Michael Locati with Pacific Agra Farms in Walla Walla told us on May 8 the 2019 crop of Walla Walla Sweets is “going good.” He said, “We’re pouring water on ‘em – the forecast is for 90 degrees this weekend.” He said the onions are bulbing, and he noted, “The transplants are taking off.” The projected start date is between June 10-14, and Michael said a slightly later start to the spring seeded planting will extend the season somewhat. “We’ll definitely go through late August,” he said.

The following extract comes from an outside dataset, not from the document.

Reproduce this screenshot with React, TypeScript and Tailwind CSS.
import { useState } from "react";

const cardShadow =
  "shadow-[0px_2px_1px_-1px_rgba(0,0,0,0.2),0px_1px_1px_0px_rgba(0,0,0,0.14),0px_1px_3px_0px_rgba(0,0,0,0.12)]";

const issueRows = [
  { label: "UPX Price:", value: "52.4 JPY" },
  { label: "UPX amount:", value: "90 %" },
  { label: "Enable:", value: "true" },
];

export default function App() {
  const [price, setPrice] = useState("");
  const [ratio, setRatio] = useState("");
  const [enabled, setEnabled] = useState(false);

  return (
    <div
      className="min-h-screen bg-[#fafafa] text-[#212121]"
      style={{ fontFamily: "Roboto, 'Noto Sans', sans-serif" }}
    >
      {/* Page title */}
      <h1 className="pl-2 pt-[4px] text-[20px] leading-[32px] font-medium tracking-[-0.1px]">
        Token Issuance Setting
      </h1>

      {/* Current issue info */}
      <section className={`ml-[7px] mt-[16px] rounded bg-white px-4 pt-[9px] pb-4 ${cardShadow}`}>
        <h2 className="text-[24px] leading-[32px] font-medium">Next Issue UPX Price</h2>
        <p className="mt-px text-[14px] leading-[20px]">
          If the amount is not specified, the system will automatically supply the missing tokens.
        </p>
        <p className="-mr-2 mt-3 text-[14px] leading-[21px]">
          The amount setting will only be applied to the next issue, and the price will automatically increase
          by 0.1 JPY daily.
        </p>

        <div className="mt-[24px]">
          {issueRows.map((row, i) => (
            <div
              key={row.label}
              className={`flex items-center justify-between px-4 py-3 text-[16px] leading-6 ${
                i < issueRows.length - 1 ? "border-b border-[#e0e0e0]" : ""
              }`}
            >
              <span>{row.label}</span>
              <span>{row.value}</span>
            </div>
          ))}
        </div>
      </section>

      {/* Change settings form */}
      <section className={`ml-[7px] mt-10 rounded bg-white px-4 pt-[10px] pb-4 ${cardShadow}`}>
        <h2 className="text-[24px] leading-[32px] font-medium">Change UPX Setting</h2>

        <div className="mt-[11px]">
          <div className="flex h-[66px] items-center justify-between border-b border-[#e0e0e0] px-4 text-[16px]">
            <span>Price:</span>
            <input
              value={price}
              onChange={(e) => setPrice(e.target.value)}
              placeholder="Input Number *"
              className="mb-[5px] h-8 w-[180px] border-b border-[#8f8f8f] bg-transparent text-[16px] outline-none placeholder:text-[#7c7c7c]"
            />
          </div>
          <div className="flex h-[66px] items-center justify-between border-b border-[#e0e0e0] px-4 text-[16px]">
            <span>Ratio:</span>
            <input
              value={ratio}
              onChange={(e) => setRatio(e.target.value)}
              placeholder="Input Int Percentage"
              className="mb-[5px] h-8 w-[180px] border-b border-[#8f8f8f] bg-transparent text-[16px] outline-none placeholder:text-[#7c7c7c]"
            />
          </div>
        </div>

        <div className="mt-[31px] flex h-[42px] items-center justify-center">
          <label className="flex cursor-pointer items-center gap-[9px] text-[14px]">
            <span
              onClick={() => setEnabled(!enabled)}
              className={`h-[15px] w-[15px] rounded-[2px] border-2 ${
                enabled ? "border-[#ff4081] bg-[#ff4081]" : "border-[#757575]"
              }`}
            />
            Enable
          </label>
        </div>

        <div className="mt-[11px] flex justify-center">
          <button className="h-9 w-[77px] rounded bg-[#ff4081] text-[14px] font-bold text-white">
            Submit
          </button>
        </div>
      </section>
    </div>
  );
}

Grant Kitamura with Baker and Murakami Produce Co. in Ontario, OR, provided us with a May 7 photo of the progressing crop. “Everything looks great,” he said. “All of our onions were planted within the normal window for planting, and the stands look really good so far. We have had good ground moisture and nice warm weather. Now, we will start irrigating and wait and see how they take off. We expect to have adequate supplies to start the season with early onions in August with our storage varieties to follow.”
Dwayne Fisher with Champion Produce Sales in Parma, ID, was in the Imperial Valley of California when he gave us the update on Champion’s fields in the Treasure Valley of Idaho-Eastern Oregon. “In Idaho our planting was spread way out with all the wet weather interruptions, but our stands look good for the most part with some of the later fields we planted that are just about to push through the dirt. Irrigation is in full swing and we will see what Mother Nature has in store for us the next few months. We feel very fortunate on our farms compared to some in the valley.”
Ryan Stewart with Fort Boise Produce in Parma, ID, said the crop is all in and looking good. “The weather has been good, and we haven’t had any major storms,” Ryan said, noting the Fort Boise program has not changed for the 2019-20 shipping season.
Colorado Western Slope/Utah:
Don Ed Holmes with The Onion House in Weslaco, TX, said his growers in Western Colorado and Utah are all in with their new crops, and he added, “Now the onions just need to grow.”